Thomas Nagel is a brilliant atheist. I have only had the pleasure of reading two of his books (The View from Nowhere and The Last Word). In addition, I recall reading only one of his essays (“Reductionism and Antireductionism” from The Limits of Reductionism in Biology), but it was a top-notch look at the philosophy of biology. While I disagree with much of what he says, he possesses a keen intellect as well as the ability to express that intellect in an enjoyable way.

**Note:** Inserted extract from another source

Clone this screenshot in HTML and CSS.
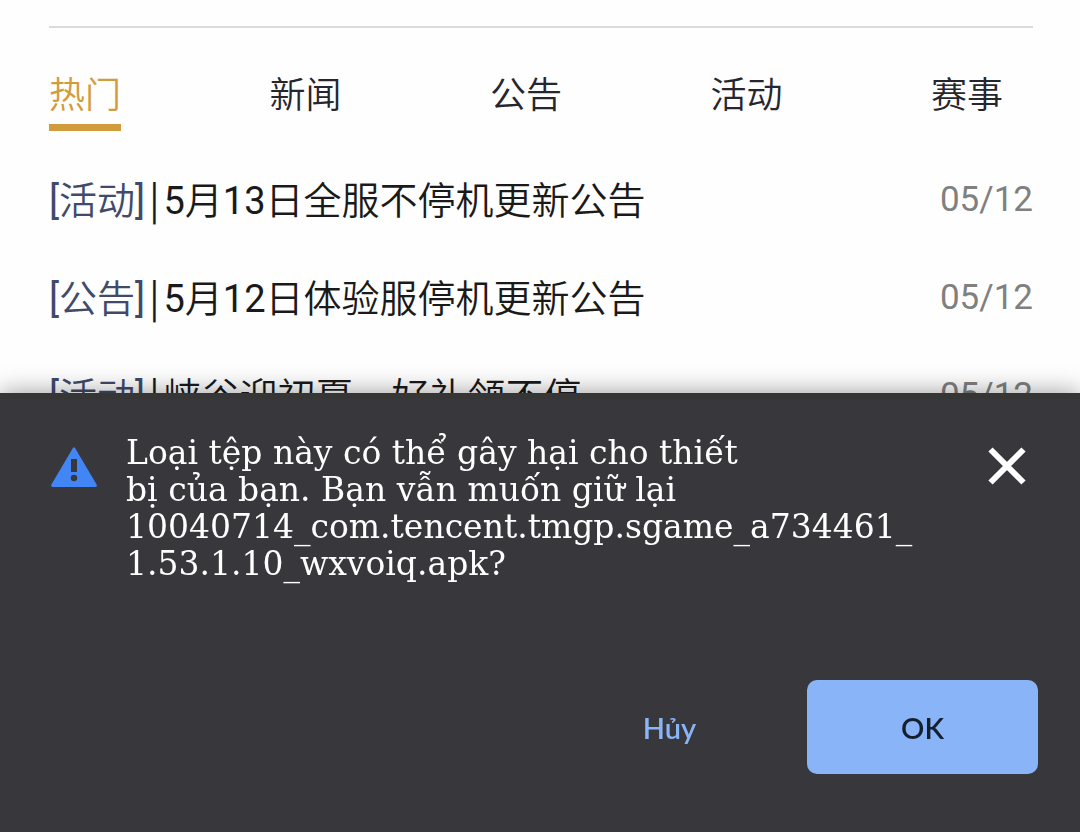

Not only is Nagel brilliant, he is accomplished in his field. He has received fellowships from the Guggenheim Foundation and the National Endowment for the Humanities. Like me, he has also received support from the National Science Foundation. Probably his greatest award is the International Balzan Prize, which is given to those who do outstanding work in the humanities, natural sciences, culture, and the peace process. He was given that prize for:

…his fundamental and innovative contributions to contemporary ethical theory, relating to both individual, personal choices and collective, social decisions. For the depth and coherence of his original philosophical perspective, which is centered on the essential tension between objective and subjective points of view. For the originality and fecundity of his philosophical approach to some of the most important questions in contemporary life.

Clearly Nagel is a leader in his field. However, he has gone and done the unthinkable, and it has really annoyed a lot of people – especially people who don’t like science.